What is the best way to integrate a handwriting OCR API with Paperless-ngx?

The cleanest method is a pre-consumption script. Paperless-ngx supports a hook that intercepts documents before they enter the standard OCR pipeline. Your script can detect handwritten documents by naming convention, source folder, or tag, send them to the HandwritingOCR API using the transcribe action, and write the returned text back so Paperless-ngx ingests AI-produced content instead of a blank image. A no-code alternative is to use an automation platform to watch for new scans, call the API, and push results back via the Paperless-ngx REST API.

Why does Tesseract produce garbled text or nothing at all on handwritten notes?

Tesseract works by segmenting individual characters, finding gaps between strokes and matching each isolated shape against trained font templates. That approach works well for printed fonts where each character is clearly separate. Handwriting, especially cursive, has connected and overlapping strokes with no usable gaps between characters. The segmentation step produces fragments that do not match any template. AI models based on transformer architectures process the whole word or line as a region, correlating visual features across the full context, which is why they handle cursive and irregular letterforms reliably.

How much does it cost to process a backlog of handwritten documents with HandwritingOCR?

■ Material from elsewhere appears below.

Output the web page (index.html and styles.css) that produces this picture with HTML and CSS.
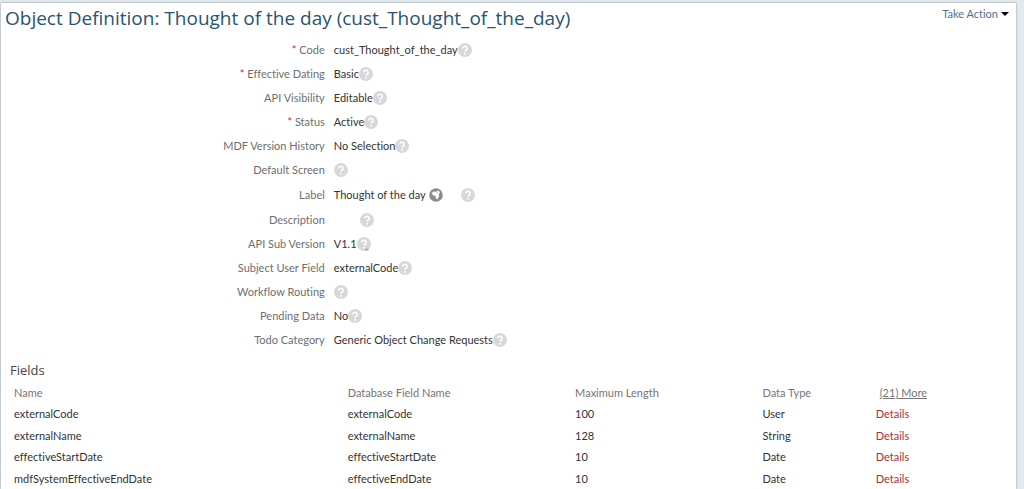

The free trial includes 5 credits with no expiry, so you can test on your actual documents before committing. The Starter plan is $19 per month for 250 pages, which covers most personal archive backfill projects. Additional pages are available at $8 per 100 pages on Starter. If you have a large one-time backlog rather than ongoing scanning, pay-as-you-go credits are available at $15 per 100 pages, valid for 12 months.